Дмитрий Волчек: Глеб Морев, публикатор дневника Михаила Кузмина. И еще две записи 1934 года:
Диктор:
“Игра с грудями. В ресторане "Днепр" вдруг страшно взволнованный военный с тремя ромбами привлекает общее внимание, устанавливает тишину и говорит: "Товарищи, будьте свидетелями, вот моя жена, она пошла в уборную, побыла там и шла назад, а этот гражданин ее подкараулил и за титьки схватил. Требую удаления". Пьяные стали гоготать, а жена, которая так неудачно побывала в уборной, стояла героиней и слушала.

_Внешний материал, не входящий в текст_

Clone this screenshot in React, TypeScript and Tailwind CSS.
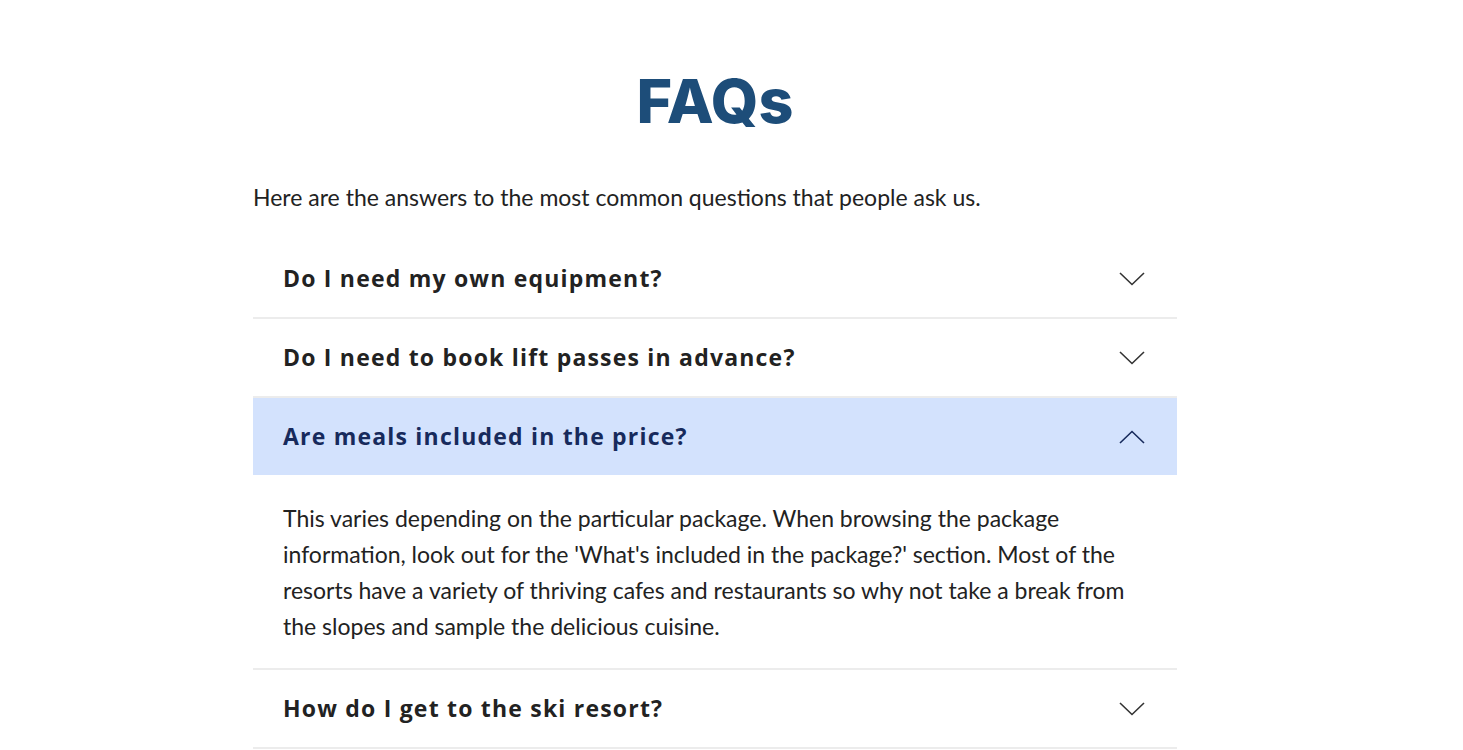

Распря. Почему живые боятся мертвецов и питают к ним отвращение? Потому что при полном сходстве, почти тождестве, с живыми у тех есть коренное и таинственное различие -- отсутствие жизни. За это-то сходство и мстят. Как смеешь быть похожим, когда по сути не тот. Узурпатор, шпион, обезьяна. Оттого ненависть между мужчинами и женщинами (половое обладание -- это добыча, победа и насмешка, а не понимание и слияние, с обоих сторон издевательство), распри между расами, народами, животными и птицами. Месть и обида за сходство. Потому, думается, и покойники к живым не очень-то благожелательны”.